On Sunday afternoon, 25 students gathered outside the St. Lawrence Commons for an exciting game of Capture the Flag. The participants were divided into upperclassmen vs. underclassmen. Junior Julie McMahon and sophomore Austin Leavitt announced the rules once everyone arrived. All were thrilled to have something fun to do outdoors, since it ended up being a beautiful fall day. Flags had been hidden in all nooks and cranies, which ended up being a great challenge for everyone to find. The game lasted for a few hours, and the upperclassmen ended up being the victors at the end of the day.

"It was epic," Leavitt said.

Julie McMahon guides the upperclassmen to where their flags have been hidden.

Some of the underclassmen line up as they wait to start the game.

Junior Brian Rankin runs in with the first flag of the day.


Music and the Common Good

On Sunday evening, Dr. Kurt Poterack gave a lecture as part of the Beato Fra Angelico Fine Arts Series. Entitled "Artistic Patronage and the Common Good: The Case of Johann Sebastian Bach," he spoke on the value of music, and how music itself has changed.

"Symphonies or art music is longer and is not over within two or three minutes. By listening to symphonies, we are also engaging our memory," he said.

Dr. Poterack also emphasized the impact and importance of Johann Sebastian Bach. He spoke of how Bach had been the end of an amazing era of music that has sadly not been returned to by society today.

You can download this lecture at Christendom on iTunes U.

itunes u

Dealing with the Passions

On Tuesday, Fr. Donald Planty, Christendom's head chaplain, continued his series of talks this semester entitled “Dealing with the Passions” with a talk on anger. While there is always a very good turnout for Fr. Planty’s talk series, this week had an especially large turnout with over 75 students. In discussing the passions, Fr. Planty focuses on purifying thoughts, governing emotions, overcoming vices, and healing wounds.

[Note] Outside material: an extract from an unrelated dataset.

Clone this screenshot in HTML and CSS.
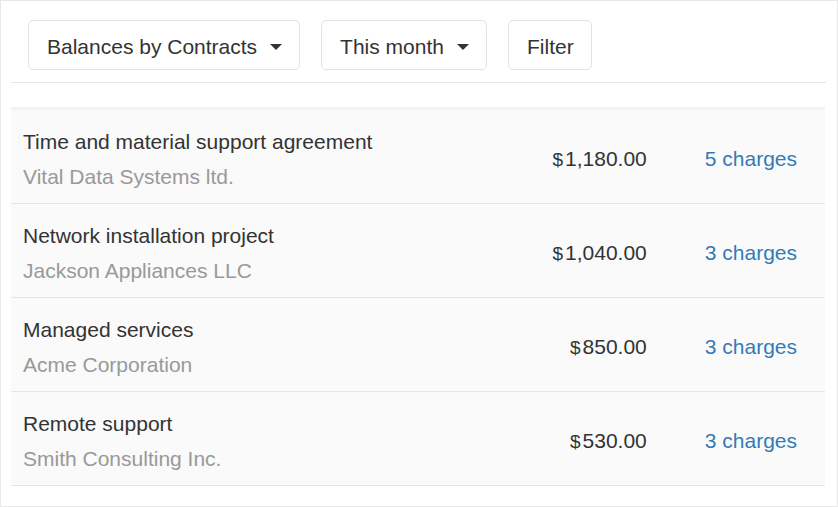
FILE: index.html
```html
<!DOCTYPE html>
<html lang="en">
<head>
    <meta charset="UTF-8">
    <meta name="viewport" content="width=device-width, initial-scale=1.0">
    <title>Balances by Contracts</title>
    <link rel="stylesheet" href="styles.css">
</head>
<body>

<div class="panel">
    <div class="toolbar">
        <button class="btn">Balances by Contracts <span class="caret"></span></button>
        <button class="btn">This month <span class="caret"></span></button>
        <button class="btn">Filter</button>
    </div>

    <ul class="contracts">
        <li class="row">
            <div class="info">
                <div class="title">Time and material support agreement</div>
                <div class="client">Vital Data Systems ltd.</div>
            </div>
            <div class="amount"><span class="cur">$</span>1,180.00</div>
            <a class="charges" href="#">5 charges</a>
        </li>
        <li class="row">
            <div class="info">
                <div class="title">Network installation project</div>
                <div class="client">Jackson Appliances LLC</div>
            </div>
            <div class="amount"><span class="cur">$</span>1,040.00</div>
            <a class="charges" href="#">3 charges</a>
        </li>
        <li class="row">
            <div class="info">
                <div class="title">Managed services</div>
                <div class="client">Acme Corporation</div>
            </div>
            <div class="amount"><span class="cur">$</span>850.00</div>
            <a class="charges" href="#">3 charges</a>
        </li>
        <li class="row">
            <div class="info">
                <div class="title">Remote support</div>
                <div class="client">Smith Consulting Inc.</div>
            </div>
            <div class="amount"><span class="cur">$</span>530.00</div>
            <a class="charges" href="#">3 charges</a>
        </li>
    </ul>
</div>

</body>
</html>
```

FILE: styles.css
```css
html, body { margin: 0; padding: 0; }
body { font-family: 'Liberation Sans', Arial, sans-serif; color: #333; background: #fff; }

.panel { width: 838px; height: 507px; box-sizing: border-box; border: 1px solid #e8e8e8; padding: 0 11px 0 10px; }

/* Toolbar */
.toolbar { display: flex; gap: 21px; padding: 19px 17px 12px; border-bottom: 1px solid #e6e6e6; }
.btn { display: flex; align-items: center; height: 50px; padding: 3px 17px 0 18px; border: 1px solid #e3e3e3; border-radius: 5px; background: #fff; font-family: inherit; font-size: 21px; color: #333; cursor: pointer; }
.caret { display: inline-block; width: 0; height: 0; margin-left: 13px; border-left: 6px solid transparent; border-right: 6px solid transparent; border-top: 6px solid #333; }

/* Contract list */
.contracts { list-style: none; margin: 24px 1px 0 0; padding: 0; background: #fafafa; border-top: 3px solid #f2f2f2; }
.row { display: flex; align-items: center; height: 93px; border-bottom: 1px solid #e6e6e6; padding: 0 28px 0 12px; }
.info { flex: 1; margin-top: 6px; }
.title { font-size: 21px; line-height: 24px; }
.client { font-size: 21px; line-height: 24px; margin-top: 11px; color: #999; }
.amount { font-size: 21px; margin-top: 4px; text-align: right; }
.cur { font-size: 19px; margin-right: 2px; }
.charges { font-size: 21px; margin-top: 4px; margin-left: 58px; color: #337ab7; text-decoration: none; }
```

“Fr. Planty's talks are full of insight and useful knowledge because he shows how all the passions tie together and flow from one another,” senior Olivia Seidl said. “I have personally benefited from his talk series on the passions, and I am looking forward to the rest of them.”

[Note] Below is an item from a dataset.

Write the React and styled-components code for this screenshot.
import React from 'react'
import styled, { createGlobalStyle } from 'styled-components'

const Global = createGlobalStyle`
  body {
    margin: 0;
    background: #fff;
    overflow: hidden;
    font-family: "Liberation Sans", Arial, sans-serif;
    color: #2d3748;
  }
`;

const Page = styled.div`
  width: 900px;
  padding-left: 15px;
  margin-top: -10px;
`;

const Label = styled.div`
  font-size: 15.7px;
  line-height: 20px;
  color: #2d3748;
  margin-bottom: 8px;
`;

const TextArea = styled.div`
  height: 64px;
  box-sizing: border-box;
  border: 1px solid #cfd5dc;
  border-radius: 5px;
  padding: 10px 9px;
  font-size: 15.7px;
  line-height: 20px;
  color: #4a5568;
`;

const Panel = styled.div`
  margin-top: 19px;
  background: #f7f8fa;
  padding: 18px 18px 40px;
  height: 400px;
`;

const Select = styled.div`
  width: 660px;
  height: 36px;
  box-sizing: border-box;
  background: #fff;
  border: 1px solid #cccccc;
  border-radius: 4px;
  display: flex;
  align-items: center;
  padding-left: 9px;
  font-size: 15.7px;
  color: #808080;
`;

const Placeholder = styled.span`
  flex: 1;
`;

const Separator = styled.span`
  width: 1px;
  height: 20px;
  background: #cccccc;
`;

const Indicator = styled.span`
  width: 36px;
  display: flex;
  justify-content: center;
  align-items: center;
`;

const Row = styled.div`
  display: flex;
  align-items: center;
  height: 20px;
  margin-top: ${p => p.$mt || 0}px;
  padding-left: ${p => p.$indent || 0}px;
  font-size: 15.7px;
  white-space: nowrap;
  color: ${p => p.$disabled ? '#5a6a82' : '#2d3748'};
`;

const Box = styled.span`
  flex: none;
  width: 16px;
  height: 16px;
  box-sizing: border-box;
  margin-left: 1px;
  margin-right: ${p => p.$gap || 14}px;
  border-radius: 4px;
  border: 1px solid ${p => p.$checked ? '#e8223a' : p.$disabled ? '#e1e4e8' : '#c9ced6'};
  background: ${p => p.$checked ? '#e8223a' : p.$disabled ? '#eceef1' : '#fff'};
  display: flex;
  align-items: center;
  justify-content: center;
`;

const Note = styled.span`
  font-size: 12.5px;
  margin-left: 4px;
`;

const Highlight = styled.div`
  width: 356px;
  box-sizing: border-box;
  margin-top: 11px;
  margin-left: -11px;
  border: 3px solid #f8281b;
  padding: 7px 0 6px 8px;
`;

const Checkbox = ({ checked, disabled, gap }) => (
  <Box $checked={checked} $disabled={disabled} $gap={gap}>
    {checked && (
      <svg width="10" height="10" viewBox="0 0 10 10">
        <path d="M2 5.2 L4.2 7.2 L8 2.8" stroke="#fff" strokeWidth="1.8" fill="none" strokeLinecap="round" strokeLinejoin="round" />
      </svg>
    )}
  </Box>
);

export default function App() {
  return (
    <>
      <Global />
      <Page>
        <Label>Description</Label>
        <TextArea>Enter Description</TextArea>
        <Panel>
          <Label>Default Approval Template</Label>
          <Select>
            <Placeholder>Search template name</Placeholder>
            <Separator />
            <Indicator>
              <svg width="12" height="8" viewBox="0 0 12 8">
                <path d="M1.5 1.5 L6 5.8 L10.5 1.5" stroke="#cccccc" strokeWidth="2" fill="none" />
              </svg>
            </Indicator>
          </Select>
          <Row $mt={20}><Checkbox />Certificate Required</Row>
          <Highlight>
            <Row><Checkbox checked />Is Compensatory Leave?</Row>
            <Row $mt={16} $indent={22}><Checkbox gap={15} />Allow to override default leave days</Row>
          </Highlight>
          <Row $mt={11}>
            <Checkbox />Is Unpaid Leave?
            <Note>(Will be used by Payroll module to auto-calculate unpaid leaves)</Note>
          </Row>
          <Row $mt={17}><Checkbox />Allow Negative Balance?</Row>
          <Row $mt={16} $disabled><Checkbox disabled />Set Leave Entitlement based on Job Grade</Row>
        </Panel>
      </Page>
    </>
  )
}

The Chapel Crypt was packed for Fr. Planty's talk on anger.

Jousting Tournament!

On Friday night students gathered to test their strength in David Massa’s Jousting Tournament. Because the Student Activities Council had nothing scheduled for last Friday, a contest was held to see which student could come up the with most original event idea that stayed within a specific budget and would have a wide appeal. Freshman David Massa’s vision of students fighting each other in a large, blow-up ring in the middle of St. Lawrence Commons won the competition, and provided a unique form of entertainment for students on campus. Men and women alike came out to cheer on and beat down friends all in a friendly, competitive spirit.

"All who attended had a great time," freshman Athan Clark shared. “The fact that the college offers these kinds of unique events is awesome. It was a fun-filled night that I really enjoyed.”

Cousins Athan and Alex Clark face-off in the ring.

Senior Chris Ferrara knocks down Freshman Matt Hambric.

Sophomores Duncan and Patrick Hilleary have fun competing.

Freshmen Matt Kane and David Massa, the organizer of the event, pick upbeat tunes to accompany the fights.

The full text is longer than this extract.